Citations to the record refer to the CM/ECF system page number at the top of each page rather than the page numbers at the bottom of each filing.

On December 14, 2014, Plaintiff and Clean Smiles entered into a Business Loan Agreement (Loan Agreement) for a commercial loan in the original principal amount of $1,125,000 (the Loan). (docs. 1 at 3;1-2.) Clean Smiles contemporaneously executed a Promissory Note (Note) promising to repay the Loan at an interest rate of 5.500%. (docs. 1 at 4; 1-3.) Under the terms of the Loan Agreement and the Note (collectively the Loan Documents), Clean Smiles agreed to make monthly principal and interest payments. It would be in default if, among other things, it failed to timely pay the full amount of each required monthly payment, and if “[a] material adverse change occurs in [its] financial condition, or [Plaintiff] believes the prospect of payment or performance of this Note is impaired.” (doc. 1-3 at 1-2.)
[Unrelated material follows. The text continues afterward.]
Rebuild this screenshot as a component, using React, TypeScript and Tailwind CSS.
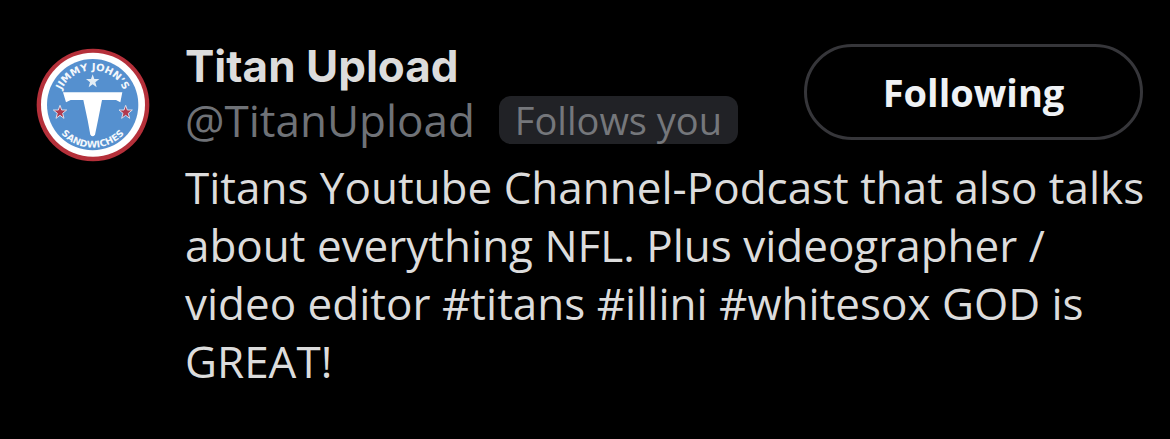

On the same day, Clean Smiles executed a Commercial Security Agreement (Clean Smiles Security Agreement) that granted Plaintiff a security interest in certain property it owned to secure repayment of the Loan. (doc. 1-4) Benbrook also executed a Commercial Security Agreement (Benbrook Security Agreement) that granted Plaintiff a security interest in certain property it owned to secure repayment of the Loan. (doc. 1-5.) Similarly, Kamara executed a Commercial Pledge Agreement (Kamara Security Agreement) that granted Plaintiff a security interest in certain property he owned to secure repayment of the Loan. (doc. 1-6.) Plaintiff perfected its security interests in the specific property listed in the Clean Smiles Security Agreement and Benbrook Security Agreement by filing financing statements on December 22, 2014. (docs. 1-7, 1-8.)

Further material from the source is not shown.